_Short task_: Using the material below, repeat exactly the lines from the one with "Write the React, TypeScript" through the one with "pt-[28px] text-[41px] leading-[56px]", ends included, without any images.

_Entries supplied_:
....................
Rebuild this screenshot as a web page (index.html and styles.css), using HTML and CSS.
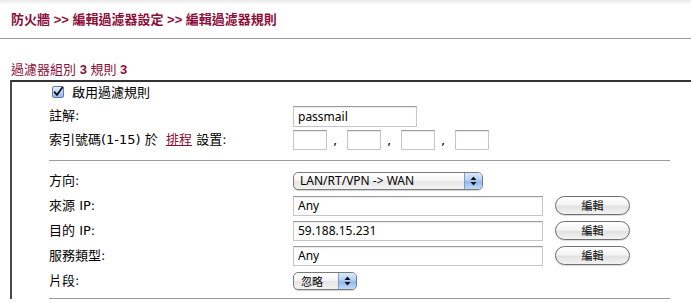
....................
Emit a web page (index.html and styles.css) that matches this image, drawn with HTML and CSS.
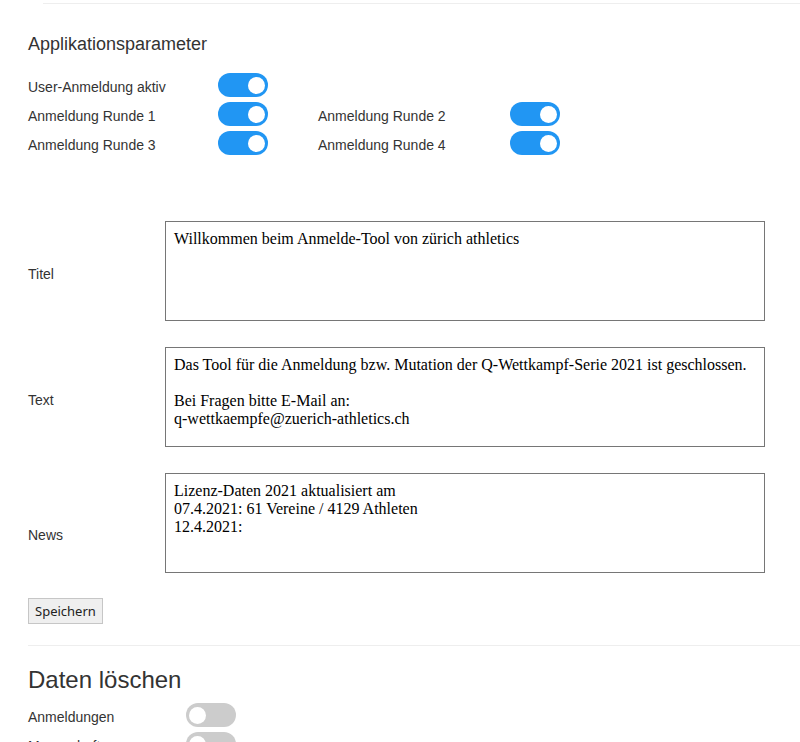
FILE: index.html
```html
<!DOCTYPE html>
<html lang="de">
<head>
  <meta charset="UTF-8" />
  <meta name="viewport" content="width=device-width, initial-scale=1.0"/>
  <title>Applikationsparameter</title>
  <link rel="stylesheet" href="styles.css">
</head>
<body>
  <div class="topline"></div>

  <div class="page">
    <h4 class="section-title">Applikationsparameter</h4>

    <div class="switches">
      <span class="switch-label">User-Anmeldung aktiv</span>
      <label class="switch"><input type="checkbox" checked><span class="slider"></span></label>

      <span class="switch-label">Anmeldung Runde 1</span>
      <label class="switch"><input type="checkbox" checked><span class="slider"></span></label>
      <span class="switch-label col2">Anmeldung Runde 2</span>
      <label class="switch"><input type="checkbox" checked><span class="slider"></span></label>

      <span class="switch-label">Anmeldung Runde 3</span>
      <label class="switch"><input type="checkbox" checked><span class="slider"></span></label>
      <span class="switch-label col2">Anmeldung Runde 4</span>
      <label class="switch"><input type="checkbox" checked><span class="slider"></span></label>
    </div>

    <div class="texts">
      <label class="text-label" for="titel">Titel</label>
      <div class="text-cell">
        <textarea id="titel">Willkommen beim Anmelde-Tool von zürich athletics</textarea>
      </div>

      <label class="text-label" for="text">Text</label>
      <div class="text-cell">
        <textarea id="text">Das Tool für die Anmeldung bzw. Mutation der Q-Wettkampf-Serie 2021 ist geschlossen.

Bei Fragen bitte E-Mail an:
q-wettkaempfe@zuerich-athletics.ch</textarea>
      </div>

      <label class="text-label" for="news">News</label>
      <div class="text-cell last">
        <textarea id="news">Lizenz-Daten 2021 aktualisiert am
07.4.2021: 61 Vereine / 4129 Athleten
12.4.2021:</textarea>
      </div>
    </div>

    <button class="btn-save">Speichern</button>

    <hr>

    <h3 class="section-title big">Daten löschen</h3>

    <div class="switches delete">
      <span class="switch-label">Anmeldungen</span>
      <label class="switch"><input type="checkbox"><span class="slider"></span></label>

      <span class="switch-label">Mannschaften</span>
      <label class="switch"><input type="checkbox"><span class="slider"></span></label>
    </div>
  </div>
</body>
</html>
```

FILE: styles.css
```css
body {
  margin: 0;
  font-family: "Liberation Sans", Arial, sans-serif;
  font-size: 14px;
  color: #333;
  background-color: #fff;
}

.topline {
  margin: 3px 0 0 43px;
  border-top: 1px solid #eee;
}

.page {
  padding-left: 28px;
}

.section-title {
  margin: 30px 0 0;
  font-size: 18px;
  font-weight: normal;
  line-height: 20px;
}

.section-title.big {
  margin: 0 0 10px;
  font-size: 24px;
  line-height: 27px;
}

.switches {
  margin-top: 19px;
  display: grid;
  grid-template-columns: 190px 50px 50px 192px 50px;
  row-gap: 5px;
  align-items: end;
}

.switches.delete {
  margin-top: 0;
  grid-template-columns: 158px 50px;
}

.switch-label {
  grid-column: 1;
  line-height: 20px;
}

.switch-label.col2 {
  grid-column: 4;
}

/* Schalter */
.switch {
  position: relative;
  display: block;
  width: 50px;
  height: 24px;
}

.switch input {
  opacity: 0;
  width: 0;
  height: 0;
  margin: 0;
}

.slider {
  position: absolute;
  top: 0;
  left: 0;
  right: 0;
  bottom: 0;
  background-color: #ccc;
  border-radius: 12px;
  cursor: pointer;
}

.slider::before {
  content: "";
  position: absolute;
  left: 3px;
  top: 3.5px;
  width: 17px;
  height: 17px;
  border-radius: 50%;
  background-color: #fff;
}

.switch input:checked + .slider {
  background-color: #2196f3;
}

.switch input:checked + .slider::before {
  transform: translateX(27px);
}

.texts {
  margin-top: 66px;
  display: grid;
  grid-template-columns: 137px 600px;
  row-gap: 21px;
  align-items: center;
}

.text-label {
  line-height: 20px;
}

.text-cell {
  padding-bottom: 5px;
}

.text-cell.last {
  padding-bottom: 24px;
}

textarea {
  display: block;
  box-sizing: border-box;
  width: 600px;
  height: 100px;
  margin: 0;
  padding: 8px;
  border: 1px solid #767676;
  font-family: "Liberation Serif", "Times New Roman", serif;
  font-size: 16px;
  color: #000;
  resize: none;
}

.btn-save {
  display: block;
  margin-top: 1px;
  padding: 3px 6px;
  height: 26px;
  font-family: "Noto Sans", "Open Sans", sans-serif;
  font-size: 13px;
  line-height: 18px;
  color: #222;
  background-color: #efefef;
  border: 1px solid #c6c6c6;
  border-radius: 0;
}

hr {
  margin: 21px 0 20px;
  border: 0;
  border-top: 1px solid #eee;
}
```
....................
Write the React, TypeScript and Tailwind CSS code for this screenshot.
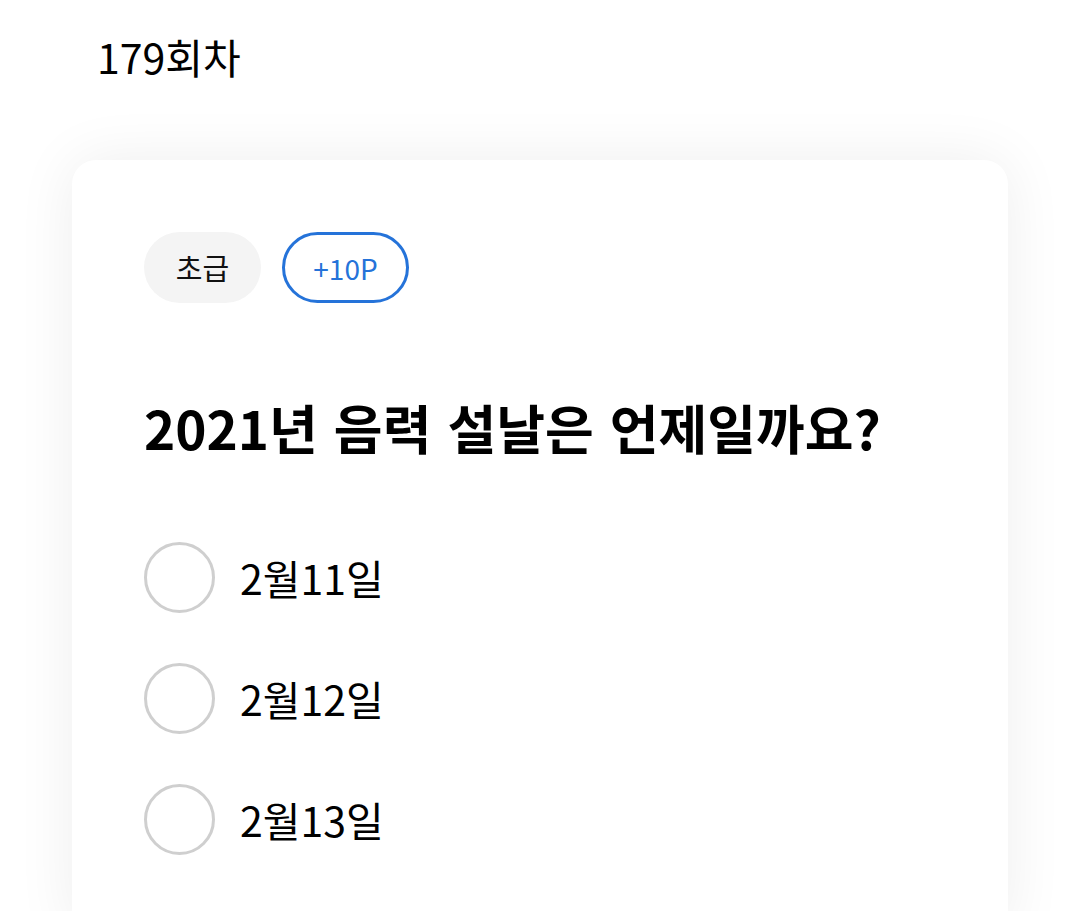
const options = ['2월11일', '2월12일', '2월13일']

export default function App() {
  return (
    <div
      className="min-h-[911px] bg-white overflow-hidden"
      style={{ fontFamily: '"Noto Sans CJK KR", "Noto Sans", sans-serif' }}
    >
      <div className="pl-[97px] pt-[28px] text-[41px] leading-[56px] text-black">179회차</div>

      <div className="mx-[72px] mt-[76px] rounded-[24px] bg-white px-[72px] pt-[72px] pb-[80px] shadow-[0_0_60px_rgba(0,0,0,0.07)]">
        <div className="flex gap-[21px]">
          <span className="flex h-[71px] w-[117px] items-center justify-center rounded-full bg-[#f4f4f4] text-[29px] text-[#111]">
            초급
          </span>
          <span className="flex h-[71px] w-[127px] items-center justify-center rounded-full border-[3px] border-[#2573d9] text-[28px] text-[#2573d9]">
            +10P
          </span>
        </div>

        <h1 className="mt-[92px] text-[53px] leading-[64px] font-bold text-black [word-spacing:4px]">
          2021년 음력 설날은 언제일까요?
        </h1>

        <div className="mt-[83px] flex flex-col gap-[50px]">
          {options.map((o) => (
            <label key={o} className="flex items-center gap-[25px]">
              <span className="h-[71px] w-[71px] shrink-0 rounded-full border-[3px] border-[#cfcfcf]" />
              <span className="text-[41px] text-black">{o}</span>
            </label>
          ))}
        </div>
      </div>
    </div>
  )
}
....................
_Written response_:
Write the React, TypeScript and Tailwind CSS code for this screenshot.
const options = ['2월11일', '2월12일', '2월13일']

export default function App() {
  return (
    <div
      className="min-h-[911px] bg-white overflow-hidden"
      style={{ fontFamily: '"Noto Sans CJK KR", "Noto Sans", sans-serif' }}
    >
      <div className="pl-[97px] pt-[28px] text-[41px] leading-[56px] text-black">179회차</div>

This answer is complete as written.